On August 25, 2009, the IRS issued FAQ #52, addressing the concern raised for any U.S. account holder who receives notice that an account is included in the Treaty Request. FAQ #52 recognizes that receipt of this notification will not by itself disqualify the account holder from making a voluntary disclosure under the offshore Voluntary Disclosure Practice (VDP) by the September 23 deadline. Although many of these notices will not be sent to account holders until after September 23, the offshore VDP deadline applies to all offshore account holders, even if they have not received a notice by that date.
The IRS anticipates that the new penalty framework will result in significant participation by U.S. persons with undisclosed foreign accounts. Several advantages of participation in voluntary disclosure exist. U.S. persons taking advantage of voluntary disclosure are likely to be in a position to repatriate their funds to the U.S. without concern. In many cases, the new penalty structure is far less steep than the penalties that could otherwise be imposed. For most U.S. persons, participation in voluntary disclosure is likely to eliminate the prospect of criminal prosecution.
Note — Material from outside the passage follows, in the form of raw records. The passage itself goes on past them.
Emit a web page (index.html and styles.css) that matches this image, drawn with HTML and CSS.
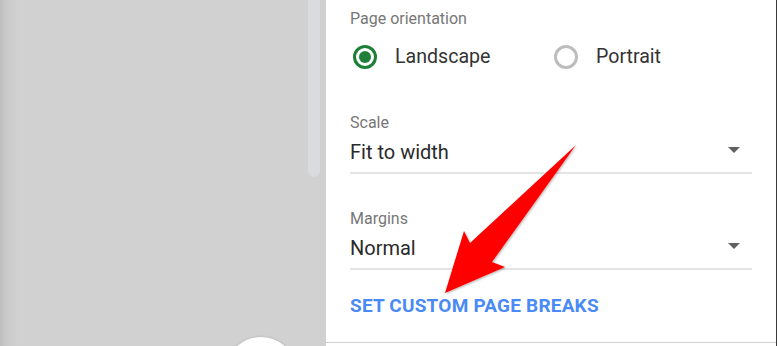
FILE: index.html
```html
<!DOCTYPE html>
<html>
<head>
<meta charset="utf-8">
<link rel="stylesheet" href="styles.css">
</head>
<body>
<div class="screen">
  <div class="preview">
    <div class="scroll-thumb"></div>
    <div class="bubble"></div>
  </div>
  <div class="panel">
    <div class="settings">
      <div class="label">Page orientation</div>
      <div class="radios">
        <div class="radio"><span class="ring checked"><span class="dot"></span></span><span>Landscape</span></div>
        <div class="radio"><span class="ring"></span><span>Portrait</span></div>
      </div>
      <div class="field scale">
        <div class="label">Scale</div>
        <div class="select"><span>Fit to width</span><span class="caret"></span></div>
      </div>
      <div class="field margins">
        <div class="label">Margins</div>
        <div class="select"><span>Normal</span><span class="caret"></span></div>
      </div>
      <div class="link">SET CUSTOM PAGE BREAKS</div>
    </div>
  </div>
  <svg class="arrow" width="777" height="346" viewBox="0 0 777 346">
    <defs>
      <filter id="sh" x="-10%" y="-10%" width="130%" height="130%">
        <feDropShadow dx="1" dy="1" stdDeviation="1" flood-color="#000" flood-opacity="0.3"/>
      </filter>
    </defs>
    <polygon points="576,145 470,243 464,231 445,293 505,267 492,262" fill="#ff0000" filter="url(#sh)"/>
  </svg>
</div>
</body>
</html>
```

FILE: styles.css
```css
html, body {
  margin: 0;
  padding: 0;
  background: #ffffff;
}

.screen {
  position: relative;
  width: 777px;
  height: 346px;
  display: flex;
  overflow: hidden;
  font-family: Roboto, "Noto Sans", sans-serif;
}

.preview {
  position: relative;
  width: 326px;
  flex: none;
  display: flex;
  justify-content: flex-end;
  align-items: flex-start;
  padding-right: 6px;
  box-sizing: border-box;
  background: linear-gradient(to right, #bdbdbd 0px, #c9c9c9 6px, #d0d0d0 16px, #d1d1d1 22px);
  overflow: hidden;
}

.scroll-thumb {
  width: 12px;
  height: 177px;
  background: #dadbdf;
  border-radius: 0 0 6px 6px;
}

.bubble {
  position: absolute;
  left: 225px;
  top: 337px;
  width: 72px;
  height: 72px;
  border-radius: 50%;
  background: #ffffff;
  box-shadow: 0 0 3px rgba(0, 0, 0, 0.15);
}

.panel {
  flex: 1;
  display: flex;
  flex-direction: column;
  background: #ffffff;
  border-right: 1px solid #3a3a3a;
}

.settings {
  height: 343px;
  box-sizing: border-box;
  padding: 9px 24px 0 24px;
  border-bottom: 1px solid #cfcfcf;
}

.label {
  font-size: 16px;
  line-height: 20px;
  color: #777777;
}

.radios {
  display: grid;
  grid-template-columns: 201px auto;
  margin: 16px 0 0 3px;
  height: 24px;
}

.radio {
  display: flex;
  align-items: center;
  gap: 18px;
  font-size: 19.6px;
  line-height: 24px;
  color: #333333;
}

.ring {
  width: 24px;
  height: 24px;
  box-sizing: border-box;
  border: 3px solid #bdbdbd;
  border-radius: 50%;
  display: flex;
  align-items: center;
  justify-content: center;
}

.ring.checked {
  border-color: #1e8038;
}

.dot {
  width: 12px;
  height: 12px;
  border-radius: 50%;
  background: #1e8038;
}

.field.scale {
  margin-top: 44px;
}

.field.margins {
  margin-top: 35px;
}

.select {
  margin-top: 7px;
  display: flex;
  justify-content: space-between;
  align-items: flex-start;
  font-size: 20px;
  line-height: 24px;
  color: #2a2a2a;
  padding-bottom: 8px;
  border-bottom: 2px solid #e4e4e4;
}

.caret {
  width: 0;
  height: 0;
  margin: 7px 12px 0 0;
  border-left: 6px solid transparent;
  border-right: 6px solid transparent;
  border-top: 6px solid #616161;
}

.link {
  margin-top: 25px;
  font-size: 19px;
  line-height: 22px;
  font-weight: 700;
  letter-spacing: 0.2px;
  color: #4a8af4;
}

.arrow {
  position: absolute;
  left: 0;
  top: 0;
  pointer-events: none;
}
```
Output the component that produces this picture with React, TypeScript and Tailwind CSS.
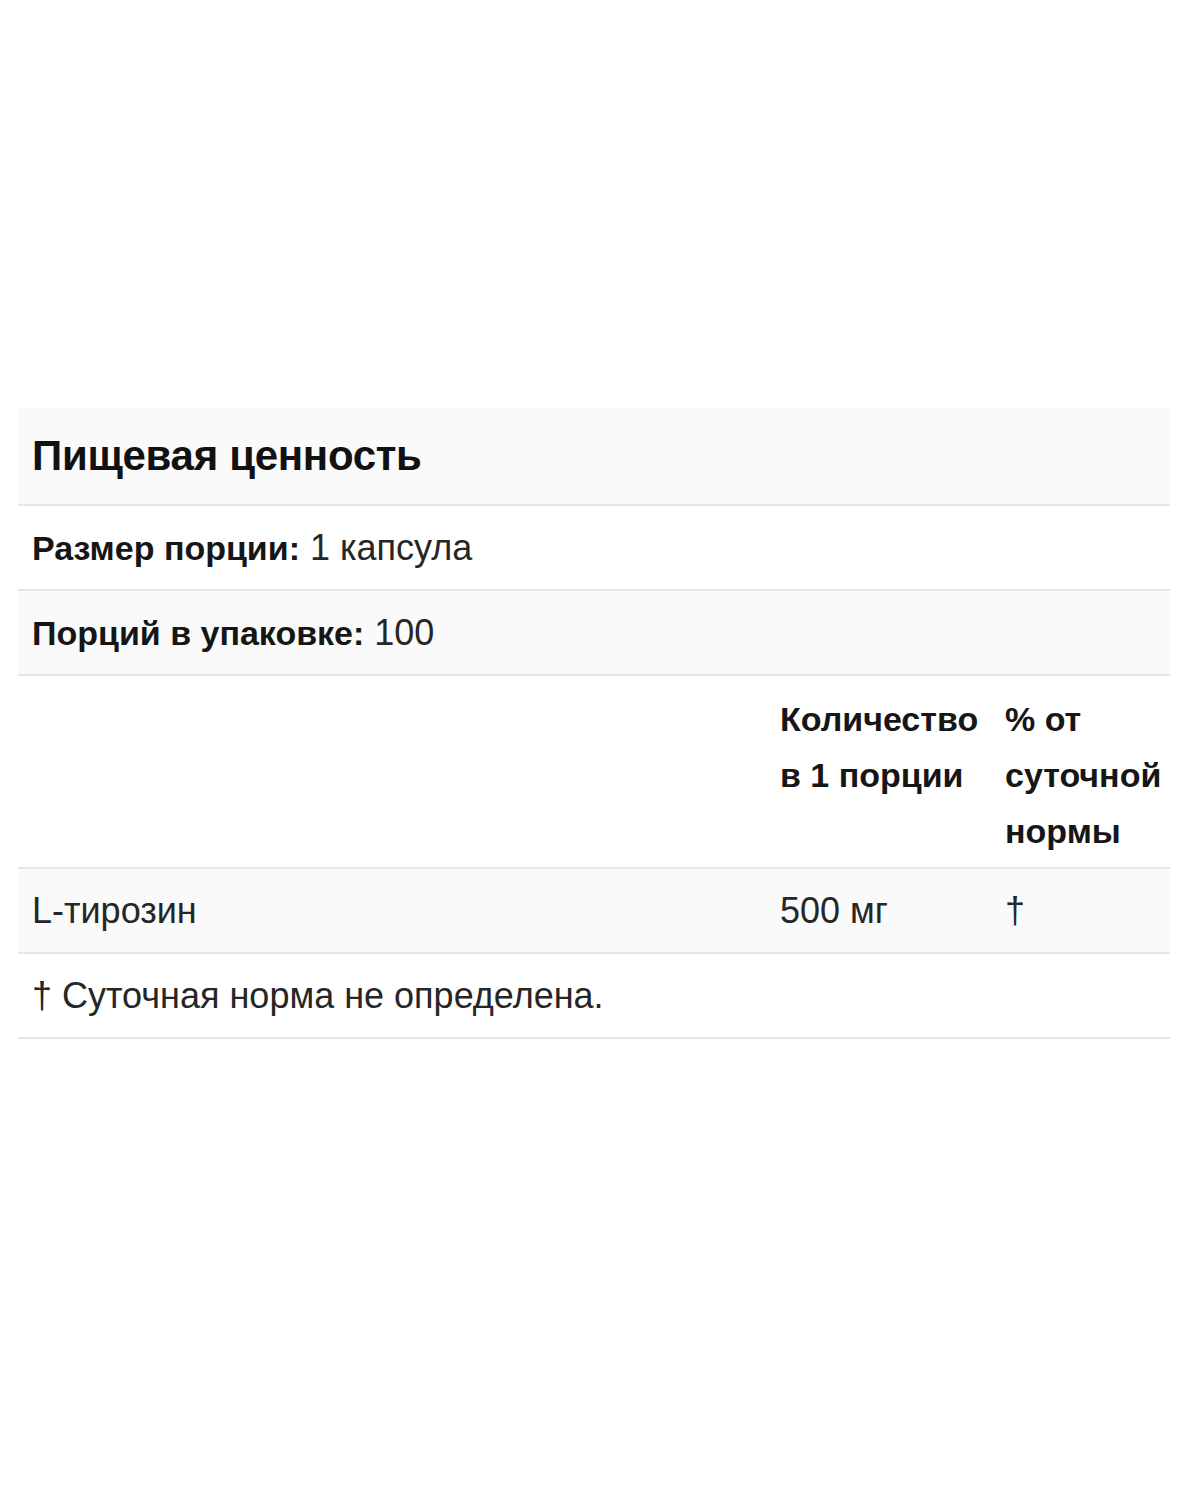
const rowBorder = "border-b-2 border-[#e6e6e6]";

export default function App() {
  return (
    <div className="min-h-[1500px] bg-white pt-[408px] font-['Liberation_Sans',Arial,sans-serif] text-[#262626]">
      <table className="ml-[18px] w-[1152px] table-fixed border-collapse text-[36px]">
        <colgroup>
          <col className="w-[748px]" />
          <col className="w-[225px]" />
          <col />
        </colgroup>
        <thead>
          <tr className={`${rowBorder} bg-[#fafafa]`}>
            <th colSpan={3} className="px-[14px] py-[20px] text-left text-[42px] font-bold leading-[56px] tracking-[-0.3px] text-[#111]">
              Пищевая ценность
            </th>
          </tr>
        </thead>
        <tbody>
          <tr className={`${rowBorder} bg-white`}>
            <td colSpan={3} className="h-[85px] px-[14px] py-0 leading-[54px]">
              <span className="text-[34px] font-bold text-[#161616]">Размер порции:</span> 1 капсула
            </td>
          </tr>
          <tr className={`${rowBorder} bg-[#fafafa]`}>
            <td colSpan={3} className="h-[85px] px-[14px] py-0 leading-[54px]">
              <span className="text-[34px] font-bold text-[#161616]">Порций в упаковке:</span> 100
            </td>
          </tr>
          <tr className={`${rowBorder} bg-white`}>
            <td className="px-[14px]" />
            <td className="px-[14px] pb-[8px] pt-[15px] align-top text-[34px] font-bold leading-[56px] text-[#161616]">
              Количество в 1 порции
            </td>
            <td className="px-[14px] pb-[8px] pt-[15px] align-top text-[34px] font-bold leading-[56px] text-[#161616]">
              % от суточной нормы
            </td>
          </tr>
          <tr className={`${rowBorder} bg-[#fafafa]`}>
            <td className="h-[85px] px-[14px] py-0 leading-[54px]">L-тирозин</td>
            <td className="h-[85px] px-[14px] py-0 leading-[54px]">500 мг</td>
            <td className="h-[85px] px-[14px] py-0 leading-[54px]">†</td>
          </tr>
          <tr className={`${rowBorder} bg-white`}>
            <td colSpan={3} className="h-[85px] px-[14px] py-0 leading-[54px]">
              † Суточная норма не определена.
            </td>
          </tr>
        </tbody>
      </table>
    </div>
  );
}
The new penalty structure is open to U.S. persons until September 23, 2009, at which time its benefits will expire and the IRS will re-evaluate the penalty framework. It remains to be seen whether an extension of the program occurs or whether a new program is initiated with more severe penalties. What is known is that if a U.S. person with an undisclosed foreign account is discovered by the IRS, that person is likely to face stiff penalties and the prospect of criminal prosecution.